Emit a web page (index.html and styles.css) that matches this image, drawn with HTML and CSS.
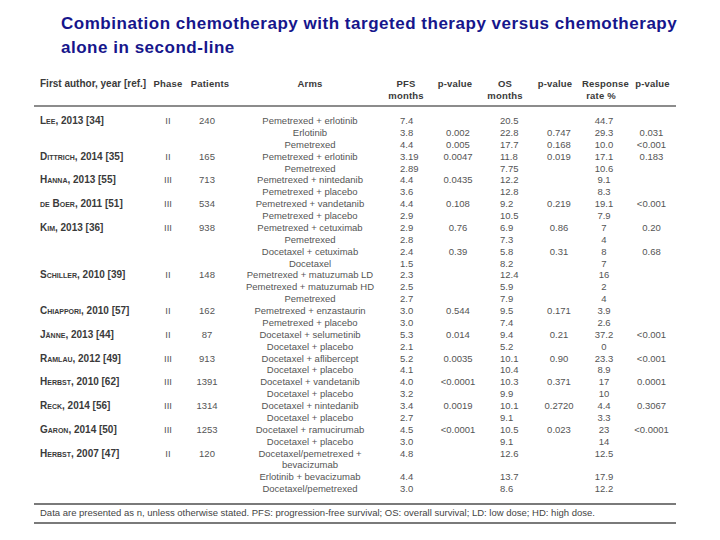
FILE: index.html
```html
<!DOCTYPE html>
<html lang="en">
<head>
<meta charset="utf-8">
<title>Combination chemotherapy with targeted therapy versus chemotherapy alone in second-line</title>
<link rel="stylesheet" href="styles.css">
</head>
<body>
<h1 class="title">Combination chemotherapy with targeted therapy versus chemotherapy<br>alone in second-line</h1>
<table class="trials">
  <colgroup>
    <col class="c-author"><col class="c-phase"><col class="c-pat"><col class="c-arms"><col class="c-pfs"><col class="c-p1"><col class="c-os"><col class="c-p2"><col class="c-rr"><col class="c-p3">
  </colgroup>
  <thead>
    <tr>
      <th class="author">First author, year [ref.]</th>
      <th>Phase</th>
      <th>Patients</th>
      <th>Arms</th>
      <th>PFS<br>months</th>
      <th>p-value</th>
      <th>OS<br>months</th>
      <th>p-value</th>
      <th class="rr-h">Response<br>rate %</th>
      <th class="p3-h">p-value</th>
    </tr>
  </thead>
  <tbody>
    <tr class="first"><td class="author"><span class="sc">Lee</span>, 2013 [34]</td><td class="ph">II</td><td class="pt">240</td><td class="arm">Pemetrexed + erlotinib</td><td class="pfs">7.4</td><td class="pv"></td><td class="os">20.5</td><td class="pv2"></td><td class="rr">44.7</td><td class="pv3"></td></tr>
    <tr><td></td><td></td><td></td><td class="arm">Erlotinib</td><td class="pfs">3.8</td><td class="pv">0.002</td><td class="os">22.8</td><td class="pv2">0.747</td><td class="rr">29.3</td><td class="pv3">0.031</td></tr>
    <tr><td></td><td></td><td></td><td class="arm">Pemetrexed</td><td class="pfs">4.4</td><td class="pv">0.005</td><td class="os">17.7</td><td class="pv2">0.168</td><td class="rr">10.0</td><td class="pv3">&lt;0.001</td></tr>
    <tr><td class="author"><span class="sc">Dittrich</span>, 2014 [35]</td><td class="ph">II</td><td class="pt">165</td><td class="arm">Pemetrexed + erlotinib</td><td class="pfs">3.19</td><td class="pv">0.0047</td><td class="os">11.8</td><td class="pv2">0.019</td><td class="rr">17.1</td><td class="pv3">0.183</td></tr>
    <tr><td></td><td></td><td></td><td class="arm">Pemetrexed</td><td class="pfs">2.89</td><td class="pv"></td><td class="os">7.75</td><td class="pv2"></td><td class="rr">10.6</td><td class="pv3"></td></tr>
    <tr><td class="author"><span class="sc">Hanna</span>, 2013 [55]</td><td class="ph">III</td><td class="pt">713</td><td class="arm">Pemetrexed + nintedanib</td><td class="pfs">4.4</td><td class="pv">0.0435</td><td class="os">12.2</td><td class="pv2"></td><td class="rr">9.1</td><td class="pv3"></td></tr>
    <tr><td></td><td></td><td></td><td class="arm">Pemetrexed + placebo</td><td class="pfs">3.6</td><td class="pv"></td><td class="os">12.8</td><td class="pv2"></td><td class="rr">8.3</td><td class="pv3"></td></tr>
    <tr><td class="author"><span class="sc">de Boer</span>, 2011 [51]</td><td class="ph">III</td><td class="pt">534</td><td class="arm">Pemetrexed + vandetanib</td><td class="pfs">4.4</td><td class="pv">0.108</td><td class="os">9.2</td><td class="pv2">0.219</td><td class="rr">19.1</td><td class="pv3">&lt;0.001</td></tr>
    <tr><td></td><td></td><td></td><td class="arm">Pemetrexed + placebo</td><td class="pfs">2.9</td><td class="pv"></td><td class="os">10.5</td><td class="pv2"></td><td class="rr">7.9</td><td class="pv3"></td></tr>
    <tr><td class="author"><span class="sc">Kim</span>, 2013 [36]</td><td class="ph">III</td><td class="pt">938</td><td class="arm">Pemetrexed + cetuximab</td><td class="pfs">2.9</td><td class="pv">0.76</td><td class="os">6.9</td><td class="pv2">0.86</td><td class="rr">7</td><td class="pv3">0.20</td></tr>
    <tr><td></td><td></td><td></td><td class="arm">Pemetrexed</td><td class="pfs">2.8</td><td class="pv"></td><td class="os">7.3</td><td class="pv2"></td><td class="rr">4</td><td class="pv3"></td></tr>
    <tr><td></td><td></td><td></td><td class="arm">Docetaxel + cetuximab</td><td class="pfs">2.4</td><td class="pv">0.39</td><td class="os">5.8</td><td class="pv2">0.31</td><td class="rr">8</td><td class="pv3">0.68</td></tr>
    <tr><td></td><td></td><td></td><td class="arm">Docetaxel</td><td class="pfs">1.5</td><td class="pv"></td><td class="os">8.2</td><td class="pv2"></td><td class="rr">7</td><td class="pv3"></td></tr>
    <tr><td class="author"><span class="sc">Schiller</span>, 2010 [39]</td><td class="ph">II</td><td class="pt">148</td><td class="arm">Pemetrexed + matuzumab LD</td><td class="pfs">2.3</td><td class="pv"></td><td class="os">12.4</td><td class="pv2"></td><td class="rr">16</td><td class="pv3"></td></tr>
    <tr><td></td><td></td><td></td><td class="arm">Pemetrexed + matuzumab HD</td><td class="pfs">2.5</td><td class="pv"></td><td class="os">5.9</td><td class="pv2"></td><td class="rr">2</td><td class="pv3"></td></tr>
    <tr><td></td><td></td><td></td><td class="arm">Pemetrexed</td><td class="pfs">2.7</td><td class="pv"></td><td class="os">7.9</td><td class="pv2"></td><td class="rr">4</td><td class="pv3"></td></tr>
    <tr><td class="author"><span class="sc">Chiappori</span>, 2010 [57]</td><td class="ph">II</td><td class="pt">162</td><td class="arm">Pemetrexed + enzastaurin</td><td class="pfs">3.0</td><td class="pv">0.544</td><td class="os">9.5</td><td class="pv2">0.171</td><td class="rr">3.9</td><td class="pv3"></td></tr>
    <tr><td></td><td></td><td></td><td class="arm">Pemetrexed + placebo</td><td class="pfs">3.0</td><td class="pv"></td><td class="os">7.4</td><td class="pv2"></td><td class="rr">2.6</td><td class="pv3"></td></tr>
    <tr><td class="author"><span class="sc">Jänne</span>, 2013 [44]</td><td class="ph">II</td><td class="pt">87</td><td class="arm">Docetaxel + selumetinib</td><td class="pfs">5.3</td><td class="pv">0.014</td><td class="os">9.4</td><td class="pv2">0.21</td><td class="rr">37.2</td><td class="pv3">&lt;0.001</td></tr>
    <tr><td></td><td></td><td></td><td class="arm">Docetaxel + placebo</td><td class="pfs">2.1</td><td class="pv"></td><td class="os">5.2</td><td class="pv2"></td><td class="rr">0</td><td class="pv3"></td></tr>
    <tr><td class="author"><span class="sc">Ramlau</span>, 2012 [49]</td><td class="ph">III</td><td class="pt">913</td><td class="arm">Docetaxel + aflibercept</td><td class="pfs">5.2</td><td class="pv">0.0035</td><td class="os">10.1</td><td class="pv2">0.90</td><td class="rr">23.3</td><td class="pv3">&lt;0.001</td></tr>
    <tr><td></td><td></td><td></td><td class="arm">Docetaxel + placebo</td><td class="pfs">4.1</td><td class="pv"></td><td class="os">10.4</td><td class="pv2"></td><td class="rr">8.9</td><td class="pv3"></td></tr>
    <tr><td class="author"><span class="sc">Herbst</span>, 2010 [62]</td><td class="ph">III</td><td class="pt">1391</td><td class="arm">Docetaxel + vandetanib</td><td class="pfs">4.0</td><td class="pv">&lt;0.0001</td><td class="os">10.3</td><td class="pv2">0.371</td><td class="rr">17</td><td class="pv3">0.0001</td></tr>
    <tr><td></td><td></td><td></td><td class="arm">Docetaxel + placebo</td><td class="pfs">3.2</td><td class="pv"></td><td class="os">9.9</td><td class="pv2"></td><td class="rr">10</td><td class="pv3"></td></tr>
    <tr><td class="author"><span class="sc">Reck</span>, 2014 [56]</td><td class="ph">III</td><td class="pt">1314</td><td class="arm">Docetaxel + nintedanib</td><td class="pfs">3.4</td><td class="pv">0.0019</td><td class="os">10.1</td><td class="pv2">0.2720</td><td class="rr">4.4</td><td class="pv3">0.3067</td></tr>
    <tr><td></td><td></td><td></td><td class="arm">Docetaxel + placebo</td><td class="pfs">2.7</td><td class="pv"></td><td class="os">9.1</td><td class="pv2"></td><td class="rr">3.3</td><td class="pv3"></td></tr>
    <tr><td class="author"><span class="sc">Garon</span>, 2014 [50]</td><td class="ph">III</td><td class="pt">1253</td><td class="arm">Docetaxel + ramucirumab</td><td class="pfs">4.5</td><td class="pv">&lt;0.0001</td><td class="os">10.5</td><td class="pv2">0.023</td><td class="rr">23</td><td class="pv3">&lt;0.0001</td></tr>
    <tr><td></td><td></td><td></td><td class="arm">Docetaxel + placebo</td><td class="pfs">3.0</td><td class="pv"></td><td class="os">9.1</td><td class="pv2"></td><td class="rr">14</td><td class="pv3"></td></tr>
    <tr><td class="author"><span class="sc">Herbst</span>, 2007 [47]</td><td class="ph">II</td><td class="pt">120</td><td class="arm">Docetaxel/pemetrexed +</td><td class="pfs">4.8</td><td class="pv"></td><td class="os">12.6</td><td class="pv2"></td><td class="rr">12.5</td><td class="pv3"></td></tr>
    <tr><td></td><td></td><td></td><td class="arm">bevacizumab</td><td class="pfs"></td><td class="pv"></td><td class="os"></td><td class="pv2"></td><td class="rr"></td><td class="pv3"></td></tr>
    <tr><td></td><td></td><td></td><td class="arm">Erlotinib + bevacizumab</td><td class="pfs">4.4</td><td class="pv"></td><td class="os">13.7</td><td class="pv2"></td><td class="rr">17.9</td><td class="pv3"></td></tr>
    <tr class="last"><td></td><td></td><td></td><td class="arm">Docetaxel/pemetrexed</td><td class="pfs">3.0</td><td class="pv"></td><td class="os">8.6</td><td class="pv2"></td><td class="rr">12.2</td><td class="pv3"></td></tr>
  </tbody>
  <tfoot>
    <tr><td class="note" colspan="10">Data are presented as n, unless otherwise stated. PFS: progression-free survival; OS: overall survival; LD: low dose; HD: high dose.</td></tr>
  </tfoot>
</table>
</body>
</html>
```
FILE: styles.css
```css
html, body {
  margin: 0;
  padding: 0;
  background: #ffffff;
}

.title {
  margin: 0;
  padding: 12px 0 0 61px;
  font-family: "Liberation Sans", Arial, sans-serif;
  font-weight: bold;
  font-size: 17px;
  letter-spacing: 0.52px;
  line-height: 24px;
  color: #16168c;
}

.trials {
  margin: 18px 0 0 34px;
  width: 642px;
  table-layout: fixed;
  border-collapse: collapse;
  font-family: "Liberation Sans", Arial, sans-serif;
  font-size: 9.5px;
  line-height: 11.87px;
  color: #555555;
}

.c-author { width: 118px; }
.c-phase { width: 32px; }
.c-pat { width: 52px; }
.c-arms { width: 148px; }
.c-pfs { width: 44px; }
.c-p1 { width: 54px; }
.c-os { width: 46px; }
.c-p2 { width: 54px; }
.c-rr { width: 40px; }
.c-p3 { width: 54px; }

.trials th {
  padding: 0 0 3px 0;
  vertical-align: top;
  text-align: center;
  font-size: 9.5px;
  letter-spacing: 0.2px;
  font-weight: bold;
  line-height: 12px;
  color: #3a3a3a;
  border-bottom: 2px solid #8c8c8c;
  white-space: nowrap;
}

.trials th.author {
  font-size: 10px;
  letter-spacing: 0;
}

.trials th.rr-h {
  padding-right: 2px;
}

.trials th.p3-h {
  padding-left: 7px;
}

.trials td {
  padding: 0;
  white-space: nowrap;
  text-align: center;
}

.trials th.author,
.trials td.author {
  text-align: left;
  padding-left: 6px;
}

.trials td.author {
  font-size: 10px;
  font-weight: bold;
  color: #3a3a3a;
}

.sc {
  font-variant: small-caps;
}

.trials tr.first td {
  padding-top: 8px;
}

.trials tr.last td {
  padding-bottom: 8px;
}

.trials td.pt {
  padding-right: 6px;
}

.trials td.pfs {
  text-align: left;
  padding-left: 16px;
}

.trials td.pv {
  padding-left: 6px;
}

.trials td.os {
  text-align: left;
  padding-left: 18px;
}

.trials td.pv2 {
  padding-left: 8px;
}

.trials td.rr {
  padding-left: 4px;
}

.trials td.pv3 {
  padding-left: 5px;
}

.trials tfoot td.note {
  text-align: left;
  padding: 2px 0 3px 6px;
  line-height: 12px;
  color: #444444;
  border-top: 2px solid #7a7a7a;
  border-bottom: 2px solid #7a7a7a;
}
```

CHALLENGE: Return all lines of the material above in which the word "with" occurs.

SOLUTION TO THIS EXERCISE:
Emit a web page (index.html and styles.css) that matches this image, drawn with HTML and CSS.
<title>Combination chemotherapy with targeted therapy versus chemotherapy alone in second-line</title>
<h1 class="title">Combination chemotherapy with targeted therapy versus chemotherapy<br>alone in second-line</h1>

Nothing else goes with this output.